This gentleman was so bountiful at his coming that his fame was spread through all Congo, and many mulatoes and negroes came voluntarily to serve him. And being some six months in the city he marched to the Outaba of Tombo,[115] and there shipped his soldiers in pinnaces, and went up the river Consa or Coanza, and landed at the Outaba of Songo,[116] sixty miles from the sea. This lord Songo is next to Demba, where the salt-mines be. In this place there is such store of salt that most part of the country are perfect clear salt, without any earth or filth in it, and it is some three feet under the earth as it were ice; and they cut it out in stones of a yard long, and it is carried up into the country, and is the best commodity that a man can carry to buy anything whatsoever.

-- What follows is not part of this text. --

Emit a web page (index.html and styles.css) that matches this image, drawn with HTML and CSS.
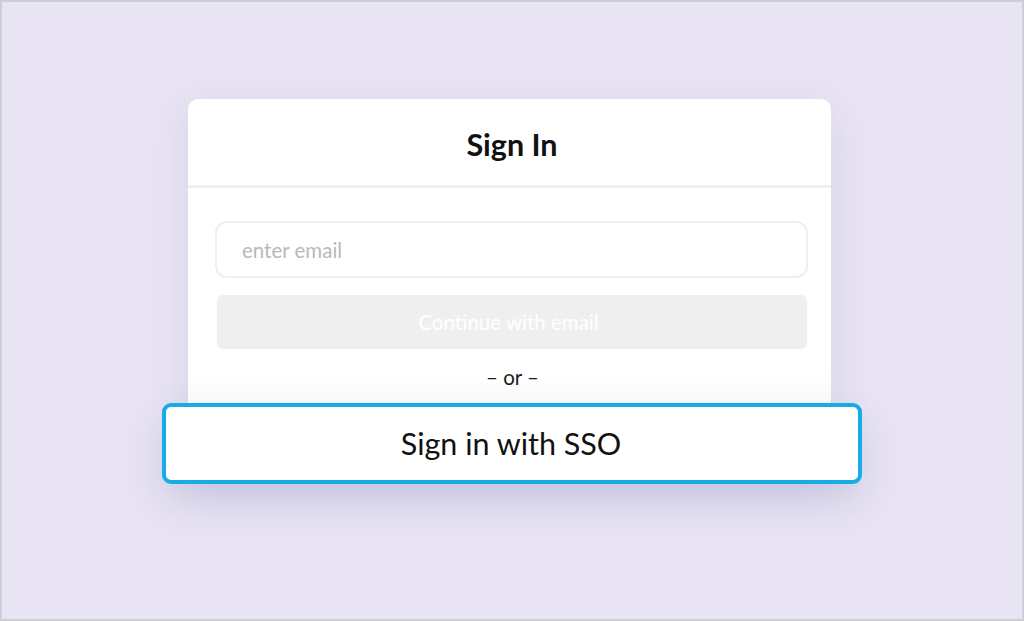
FILE: index.html
```html
<!DOCTYPE html>
<html lang="en">
<head>
<meta charset="utf-8">
<title>Sign In</title>
<link rel="stylesheet" href="styles.css">
</head>
<body>
<div class="frame">
  <div class="stage">
    <div class="card">
      <div class="card-header">
        <h1 class="title">Sign In</h1>
      </div>
      <div class="card-body">
        <div class="input">enter email</div>
        <div class="btn-continue">Continue with email</div>
        <div class="or">– or –</div>
      </div>
    </div>
    <div class="btn-sso">Sign in with SSO</div>
  </div>
</div>
</body>
</html>
```
FILE: styles.css
```css
* { box-sizing: border-box; }
html, body { margin: 0; padding: 0; }
body {
  width: 1024px;
  height: 621px;
  overflow: hidden;
  font-family: "Lato", "Liberation Sans", sans-serif;
}
.frame {
  width: 1024px;
  height: 621px;
  border: 2px solid #cfcdd4;
  background: #e8e4f4;
}
.stage {
  display: flex;
  flex-direction: column;
  align-items: center;
  padding-top: 97px;
}
.card {
  width: 643px;
  background: linear-gradient(to bottom, #ffffff 0%, #ffffff 72%, #f7f7f8 100%);
  border-radius: 10px;
  box-shadow: 0 12px 40px rgba(70, 55, 130, 0.10);
  margin-right: 5px;
  height: 372px;
}
.card-header {
  height: 89px;
  border-bottom: 3px solid #efeff1;
  display: flex;
  align-items: center;
  justify-content: center;
  padding-top: 3px;
  padding-left: 5px;
}
.title {
  margin: 0;
  font-size: 30.5px;
  font-weight: 700;
  color: #111;
}
.card-body {
  padding: 33px 23px 0 27px;
  display: flex;
  flex-direction: column;
}
.input {
  height: 57px;
  border: 2px solid #efefef;
  border-radius: 12px;
  padding-left: 25px;
  display: flex;
  align-items: center;
  font-size: 20.5px;
  color: #b9b9b9;
}
.btn-continue {
  margin: 17px 1px 0 2px;
  height: 54px;
  background: #efefef;
  border-radius: 6px;
  display: flex;
  align-items: center;
  justify-content: center;
  font-size: 20.5px;
  color: #ffffff;
  padding-right: 7px;
}
.or {
  margin-top: 16px;
  text-align: center;
  font-size: 20.5px;
  color: #1a1a1a;
  padding-left: 2px;
}
.btn-sso {
  position: relative;
  z-index: 1;
  margin-top: -68px;
  width: 700px;
  height: 81px;
  border: 4px solid #17ade4;
  border-radius: 9px;
  background: #ffffff;
  box-shadow: 0 18px 40px rgba(70, 55, 130, 0.14);
  display: flex;
  align-items: center;
  justify-content: center;
  font-size: 30.5px;
  color: #111;
  padding-bottom: 2px;
  padding-right: 2px;
}
```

Here the Governor staid ten days, and sent a pinnace to Masangano for all the best soldiers that were there. So the captain of the castle sent me down among a hundred soldiers, and I was very well used by the Governor; and he made me a sergeant of a Portugal company, and then he marched to Machimba,[117] from thence to Cauo, and then to Malombe, a great lord. Here we were four days, and many lords came and obeyed us. From thence we marched to a mighty lord called Angoykayongo,[118] who stood in the defence of his country with more than sixty thousand men. So we met with him, and had the victory, and made a great slaughter among them. We took captives all his women and children, and settled ourselves in his town, because it was a very pleasant place, and full of cattle and victuals. And being eight days in this town the Governor sickened and died, and left a captain in his room to perform the service.
[Manuel Cerveira Pereira carries on the war.]
After we had been two months in the country of Angoykayongo we marched towards Cambambe, which was but three days’ journey, and came right against the Serras da Prata, and passed the river Coanza, and presently overran the country, and built a fort hard by the riverside. Here I served two years.
They opened the silver-mines, but the Portugals did not like of them as yet, because they yielded small share of silver.[119]
This new upstart governor was very cruel to his soldiers, so that all his voluntary men left him; and by this means he could go no further.
At this time there came news by the Jesuits that the Queen of England was dead, and that King James had made peace with Spain.[120] Then I made a petition to the Governor, who granted me licence to go into my country; and so I departed with the Governor and his train to the city of St. Paul. But he left five hundred soldiers in the fort of Cambambe, which they hold still.[121]
[A Trading Trip to Congo.]
Then I went with a Portugal merchant to the province of Bamba, and from thence to the Outeiro [“hill”], or city standing upon a mountain of Congo,[122] from thence to Gongon[123] and Batta,[124] and there we sold our commodities and returned in six months to the city [Loanda] again.